The Finnish Film Foundation has just published a box office update for 2008, and it’s good news for local films. They have so far attracted more than 1.1 million Finnish cinemagoers. This puts the market share of Finnish films at around 20%, and, as Cineuropa’s correspondent reports, there is every chance the final tally for local films will exceed last year’s total of 1.3 million admissions.

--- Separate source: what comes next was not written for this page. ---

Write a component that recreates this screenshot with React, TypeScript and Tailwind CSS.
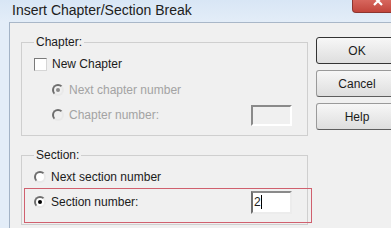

Meanwhile, German box office results for the third quarter (July to September) are decidedly mixed. Martin Blaney, writing in Screen Daily, reports figures published by Nielsen EDI showing a 7% fall in admissions against the same period last year, although box office gross remained on par for the quarter. Year to date totals (January to September) are down 2.4% for admissions (at 87.7 million) and 1.3% for box office gross (Euros 544.4 million).
Over the pond, Dawn C. Chmielewski, blogging for the LA Times, reports that Netflix, a US based DVD-by-mail and online film download company, suffered a lousy August and only a tepid September due in part to the wider problems afflicting the US economy.

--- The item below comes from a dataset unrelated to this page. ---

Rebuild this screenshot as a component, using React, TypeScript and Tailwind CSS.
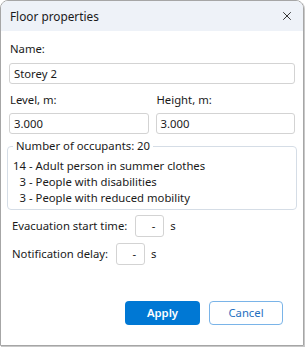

Michael Pachter, of Wedbush Morgan Securities, told the LA Times:
Netflix currently has around 8.7 million subscribers, up 23% from the same time last year. So it’s not all bad news.
And finally, here’s a great link. Catherine Grant, writing in her Film Studies for Free blog, has posted a list of Film and Media Studies e-journals available online for free. ‘Free’ is a great draw at times like these (with the free market in freefall), but Dr Grant’s mission goes beyond simple parsimony. Her blog is part of the growing movement towards ‘open access’, promoting ‘free, immediate, permanent, full-text, online access, for any user, web-wide, to digital scientific and scholarly material, primarily research articles published in peer-reviewed journals’ (that's according to Wikipedia’s entry on ‘open access’). In other words, Freedom of Information in the truest sense. Bravo.